German police who attacked Israeli professor used Nazi slogan

German police officer who assaulted US-based Israeli professor of philosophy in July spread a quotation among his co-workers that originated with Hitler’s propaganda minister Joseph Goebbels. After Prof. Yitzhak Melamed was attacked by a self-described Palestinian in the city of Bonn, five officers stormed the academic and beat him, causing injuries.

The German newspaper Westdeutsche Allgemeine Zeitung reported on Saturday that the authorities investigated one of the officers three years ago for right-wing extremism. According to a report from the North Rhine-Westphalia Interior Ministry, the police officer spread the Goebbels quote “Do You Want Total War?” over a private radio to other civil servants during the G-7 meeting in Elmau, Bavaria.

WAZ wrote that the prosecutor in Munich – the capital of Bavaria – did not pursue criminal charges against the police officer because there was no criminal act involved. The article said an investigation against a second officer involved in the beating of Melamed was previously conducted for an alleged assault. That investigation was discontinued, however, an explanation was not provided for why the inquiry was terminated.

Melamed accused the police in Bonn – the former capital of Federal Republic of Germany – of covering up their brutality against him. He said on his Facebook page that he was wearing a kippah when a man, who stated he was Palestinian, asked if he was Jewish and stalked him, yelling “F*** Jews. I f*** Jews” and “No Jews in Germany.”

He then threw Melamed’s kippah to the ground three times and pushed him three times. In response, Melamed said he tried to kick the man in the groin twice but missed both times.

The attacker fled after hearing a police siren. Melamed wrote that two police officers ran past the attacker and tackled himself instead, then two or three other policemen helped pin him to the ground and handcuffed him.

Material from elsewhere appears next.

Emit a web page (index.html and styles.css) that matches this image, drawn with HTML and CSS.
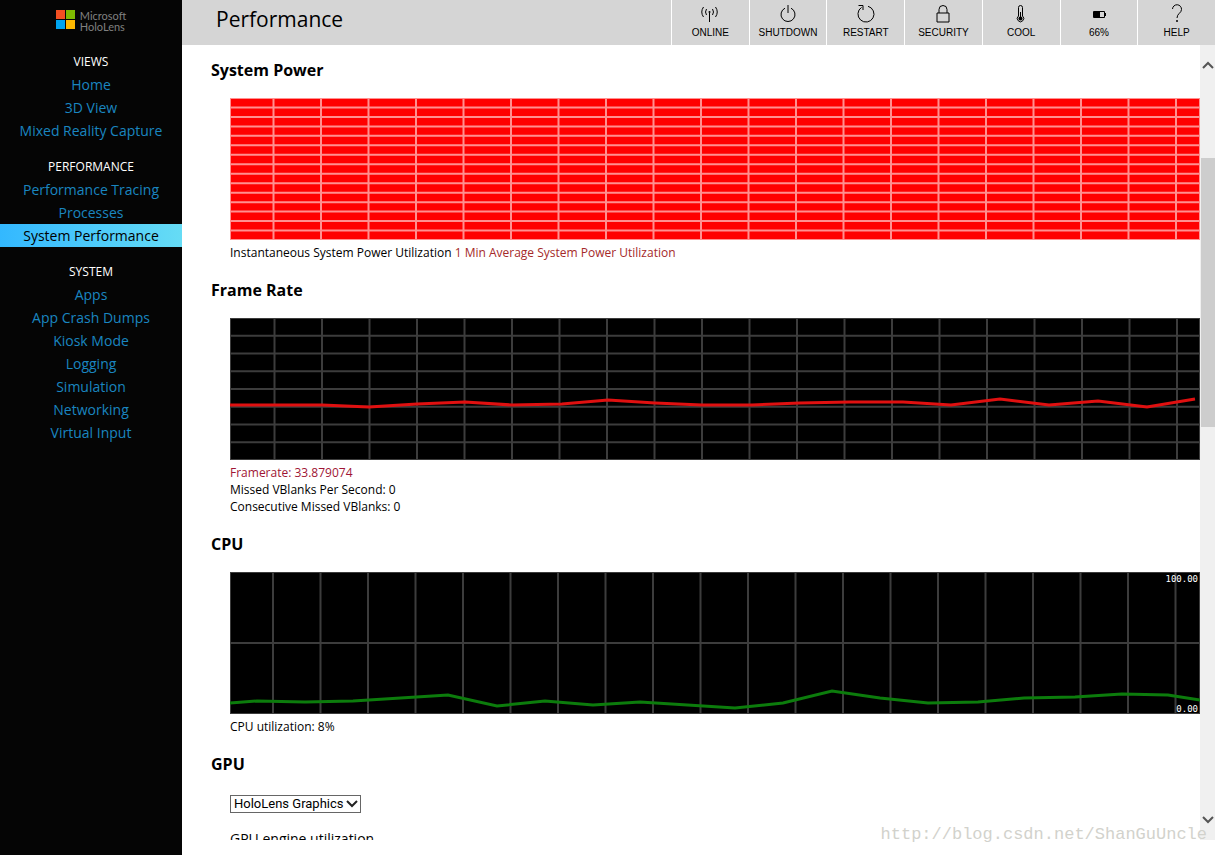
FILE: index.html
```html
<!DOCTYPE html>
<html lang="en">
<head>
    <meta charset="UTF-8">
    <meta name="viewport" content="width=device-width, initial-scale=1.0">
    <title>Performance - Microsoft HoloLens</title>
    <link rel="stylesheet" href="styles.css">
</head>
<body>
    <nav class="sidebar">
        <a class="logo" href="#">
            <svg width="20" height="20" viewBox="0 0 20 20">
                <rect x="0" y="0" width="9" height="9" fill="#f25022"/>
                <rect x="10" y="0" width="9" height="9" fill="#7fba00"/>
                <rect x="0" y="10" width="9" height="9" fill="#00a4ef"/>
                <rect x="10" y="10" width="9" height="9" fill="#ffb900"/>
            </svg>
            <span>Microsoft<br>HoloLens</span>
        </a>
        <div class="nav-group">
            <h3>VIEWS</h3>
            <a href="#">Home</a>
            <a href="#">3D View</a>
            <a href="#">Mixed Reality Capture</a>
        </div>
        <div class="nav-group">
            <h3>PERFORMANCE</h3>
            <a href="#">Performance Tracing</a>
            <a href="#">Processes</a>
            <a href="#" class="active">System Performance</a>
        </div>
        <div class="nav-group">
            <h3>SYSTEM</h3>
            <a href="#">Apps</a>
            <a href="#">App Crash Dumps</a>
            <a href="#">Kiosk Mode</a>
            <a href="#">Logging</a>
            <a href="#">Simulation</a>
            <a href="#">Networking</a>
            <a href="#">Virtual Input</a>
        </div>
    </nav>

    <div class="page">
        <header class="topbar">
            <h1>Performance</h1>
            <div class="tools">
                <button type="button">
                    <svg viewBox="0 0 20 20">
                        <path d="M9.500 9v9"/>
                        <circle cx="9.500" cy="8" r="1" fill="#000" stroke="none"/>
                        <path d="M6.500 5Q4.500 8 6.500 11M12.500 5Q14.500 8 12.500 11M3.500 3Q0 8 3.500 13M15.500 3Q19 8 15.500 13"/>
                    </svg>
                    <span>ONLINE</span>
                </button>
                <button type="button">
                    <svg viewBox="0 0 20 20">
                        <path d="M10 1v8M7 4.200A7 7 0 1 0 13 4.200"/>
                    </svg>
                    <span>SHUTDOWN</span>
                </button>
                <button type="button">
                    <svg viewBox="0 0 20 20">
                        <path d="M5.500 3.400A8 8 0 1 0 12 2.300M2.500 1.500H7V6"/>
                    </svg>
                    <span>RESTART</span>
                </button>
                <button type="button">
                    <svg viewBox="0 0 20 20">
                        <path d="M4 9h12v9H4zM6 9V5.500a4 4 0 0 1 8 0V9"/>
                    </svg>
                    <span>SECURITY</span>
                </button>
                <button type="button">
                    <svg viewBox="0 0 20 20">
                        <path d="M7.500 12V3.500a2 2 0 0 1 4 0V12a3.200 3.200 0 1 1-4 0z"/>
                        <path d="M9.500 8v6"/>
                        <circle cx="9.500" cy="14.500" r="2" fill="#000" stroke="none"/>
                    </svg>
                    <span>COOL</span>
                </button>
                <button type="button">
                    <svg viewBox="0 0 20 20">
                        <path d="M4.500 7.500h11v6h-11zM16.500 9v3"/>
                        <rect x="5" y="8" width="6" height="5" fill="#000" stroke="none"/>
                    </svg>
                    <span>66%</span>
                </button>
                <button type="button">
                    <svg viewBox="0 0 20 20">
                        <path d="M5.500 5a4.500 4.500 0 0 1 9 .5C14.500 9 10 9.500 10 14"/>
                        <circle cx="10" cy="17" r="1" fill="#000" stroke="none"/>
                    </svg>
                    <span>HELP</span>
                </button>
            </div>
        </header>

        <div class="viewport">
            <main class="content">
                <section>
                    <h2>System Power</h2>
                    <div class="chart power" id="powerChart"></div>
                    <p>Instantaneous System Power Utilization <span class="average">1 Min Average System Power Utilization</span></p>
                </section>
                <section>
                    <h2>Frame Rate</h2>
                    <div class="chart" id="frameChart"></div>
                    <p class="framerate">Framerate: 33.879074</p>
                    <p>Missed VBlanks Per Second: 0</p>
                    <p>Consecutive Missed VBlanks: 0</p>
                </section>
                <section>
                    <h2>CPU</h2>
                    <div class="chart" id="cpuChart">
                        <span class="max">100.00</span>
                        <span class="min">0.00</span>
                    </div>
                    <p>CPU utilization: 8%</p>
                </section>
                <section>
                    <h2>GPU</h2>
                    <div class="select-box">
                        <select id="gpu" aria-label="GPU">
                            <option>HoloLens Graphics</option>
                        </select>
                        <svg viewBox="0 0 12 10"><path d="M1 2l5 5 5-5"/></svg>
                    </div>
                    <p class="engine">GPU engine utilization</p>
                </section>
            </main>
            <div class="scrollbar">
                <button type="button" aria-label="Scroll up"><svg viewBox="0 0 12 10"><path d="M1 8l5-5 5 5"/></svg></button>
                <div class="track">
                    <div class="before"></div>
                    <div class="thumb"></div>
                    <div class="after"></div>
                </div>
                <button type="button" aria-label="Scroll down"><svg viewBox="0 0 12 10"><path d="M1 2l5 5 5-5"/></svg></button>
            </div>
        </div>
    </div>
    <div class="watermark">http://blog.csdn.net/ShanGuUncle</div>

    <script src="script.js"></script>
</body>
</html>
```

FILE: styles.css
```css
* {
    box-sizing: border-box;
}
body {
    margin: 0;
    height: 100vh;
    display: flex;
    overflow: hidden;
    font-family: "Open Sans", "Noto Sans", sans-serif;
    color: #000;
    background: #fff;
}
h1, h2, h3, p {
    margin: 0;
}

/* Sidebar */
.sidebar {
    flex: 0 0 182px;
    background: #050505;
    text-align: center;
}
.logo {
    height: 50px;
    padding-top: 10px;
    display: flex;
    justify-content: center;
    gap: 4px;
    color: #808080;
    font-family: Lato, "Open Sans", sans-serif;
    font-size: 11px;
    line-height: 11px;
    text-align: left;
    text-decoration: none;
}
.nav-group {
    margin-bottom: 13px;
}
.nav-group h3 {
    color: #fff;
    font-size: 12px;
    line-height: 23px;
    font-weight: normal;
}
.nav-group a {
    display: block;
    color: #1a86c0;
    font-size: 14px;
    line-height: 23px;
    text-decoration: none;
}
.nav-group a.active {
    color: #000;
    background: linear-gradient(to right, #33b8ff, #66dcf5);
}

/* Top bar */
.page {
    flex: 1;
    min-width: 0;
    display: flex;
    flex-direction: column;
    padding-bottom: 15px;
}
.topbar {
    height: 45px;
    display: flex;
    justify-content: space-between;
    background: #d5d5d5;
}
.topbar h1 {
    padding-left: 34px;
    font-size: 21px;
    line-height: 38px;
    font-weight: normal;
}
.tools {
    flex: 0 0 544px;
    display: grid;
    grid-template-columns: repeat(7, 1fr);
}
.tools button {
    display: flex;
    flex-direction: column;
    align-items: center;
    gap: 3px;
    padding: 4px 0 0;
    border: 0;
    border-left: 1px solid #fff;
    background: none;
    color: #000;
    font-family: "Liberation Sans", Arial, sans-serif;
    font-size: 10px;
    line-height: 12px;
}
.tools svg {
    width: 20px;
    height: 20px;
    fill: none;
    stroke: #000;
}

/* Content */
.viewport {
    flex: 1;
    min-height: 0;
    display: flex;
}
.content {
    flex: 1;
    min-width: 0;
    overflow: hidden;
    padding: 13px 0 0 48px;
}
.content section {
    margin-bottom: 17px;
}
.content h2 {
    margin: 0 0 16px -19px;
    font-size: 16px;
    line-height: 24px;
}
.content p {
    font-size: 12px;
    line-height: 17px;
}
.average {
    color: #a52a2a;
}
.content .framerate {
    color: #a01535;
}
.chart {
    position: relative;
    height: 142px;
    margin-bottom: 4px;
    background: #000;
    overflow: hidden;
}
.chart.power {
    background: #f00;
}
.chart svg {
    display: block;
    width: 100%;
    height: 100%;
}
.chart span {
    position: absolute;
    right: 2px;
    color: #fff;
    font-family: "DejaVu Sans Mono", monospace;
    font-size: 9px;
    line-height: 10px;
}
.chart .max {
    top: 2px;
}
.chart .min {
    bottom: 0;
}
.select-box {
    position: relative;
    width: 131px;
    margin: 19px 0 17px;
}
.select-box select {
    display: block;
    width: 100%;
    height: 18px;
    padding: 0 3px;
    border: 1px solid #666;
    border-radius: 0;
    background: #fff;
    color: #000;
    font-family: Roboto, Arial, sans-serif;
    font-size: 13px;
    line-height: 16px;
    appearance: none;
}
.select-box svg {
    position: absolute;
    right: 3px;
    top: 4px;
    width: 12px;
    height: 10px;
    fill: none;
    stroke: #222;
    stroke-width: 2;
    pointer-events: none;
}
.content .engine {
    font-size: 14px;
}

/* Scrollbar */
.scrollbar {
    flex: 0 0 15px;
    display: flex;
    flex-direction: column;
    background: #f0f0f0;
}
.scrollbar button {
    height: 40px;
    padding: 0;
    border: 0;
    background: none;
}
.scrollbar svg {
    width: 12px;
    height: 10px;
    fill: none;
    stroke: #555;
    stroke-width: 2;
}
.track {
    flex: 1;
    display: flex;
    flex-direction: column;
}
.before {
    flex: 73;
}
.thumb {
    flex: 269;
    margin-left: 1px;
    background: #cdcdcd;
}
.after {
    flex: 373;
}

.watermark {
    position: absolute;
    right: 8px;
    bottom: 10px;
    color: #d2d2cc;
    font-family: "Liberation Mono", monospace;
    font-size: 17px;
    line-height: 20px;
}
```

FILE: script.js
```js
var WIDTH = 970;
var HEIGHT = 142;

// Draws the grid and the line of one chart
function drawChart(id, options) {
    var grid = "";
    for (var x = options.offset; x < WIDTH; x += 47.5) {
        grid += "M" + x + " 0V" + HEIGHT;
    }
    for (var i = 1; i < options.rows; i++) {
        grid += "M0 " + (HEIGHT / options.rows * i) + "H" + WIDTH;
    }
    var svg = '<svg viewBox="0 0 ' + WIDTH + " " + HEIGHT + '" preserveAspectRatio="none">' +
        '<path d="' + grid + '" fill="none" stroke="' + options.gridColor + '" stroke-width="2"/>' +
        '<rect width="' + WIDTH + '" height="' + HEIGHT + '" fill="none" stroke="' + options.gridColor + '" stroke-width="2"/>';
    if (options.points) {
        svg += '<polyline points="' + options.points + '" fill="none" stroke="' + options.color + '" stroke-width="3"/>';
    }
    svg += "</svg>";
    document.getElementById(id).insertAdjacentHTML("afterbegin", svg);
}

drawChart("powerChart", {
    offset: 43.5,
    rows: 15,
    gridColor: "#ff9090"
});

drawChart("frameChart", {
    offset: 44.5,
    rows: 8,
    gridColor: "#3c3c3c",
    color: "#e01010",
    points: "0,87 92,87 139,89 187,86 235,84 282,87 332,86 378,82 425,85 472,87 522,87 570,85 620,84 673,84 721,87 770,81 819,87 868,83 917,89 965,81"
});

drawChart("cpuChart", {
    offset: 43,
    rows: 2,
    gridColor: "#3c3c3c",
    color: "#0c7c0c",
    points: "0,131 27,129 75,130 123,129 218,123 267,134 315,129 363,133 410,130 505,136 553,131 602,119 650,126 698,131 748,130 794,126 845,125 892,122 938,123 970,128"
});
```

He said police punched him in the face several dozen times, bloodying him and breaking his glasses.

“I didn’t have much time to wonder, as almost immediately four or five policemen with heavy guard jumped over me (two from the front, and two or three from the back),” Melamed wrote. “They pushed my head into the ground, and then while I was totally incapacitated and barely able to breath[e], not to mention move a finger, they started punching my face. After a few dozen punches, I started shouting in English that I was the wrong person.”

A police officer then suggested that Melamed provoked the beating, to which he responded by describing his ancestors’ deaths in the Holocaust, Melamed wrote.

“Then the same policemen shouted at me in a didactic tone (in English): ‘Don’t get in trouble with the German Police!’ This was more than enough. I told the policeman sardonically, ‘I am no longer afraid of the German police. The German police murdered my grandfather. They murdered my grandmother. They murdered my uncle, and they murdered my aunt, all in one day in September 1942. So, alas, I am not afraid of them anymore.”

After being taken to the police station, Melamed wrote, police did not tend to his wounds and repeatedly tried to dissuade him from filing a complaint against them – including by suggesting that he attacked the police first, and by threatening to accuse him of resisting arrest. Eventually, he was taken to another office, where he filed a complaint.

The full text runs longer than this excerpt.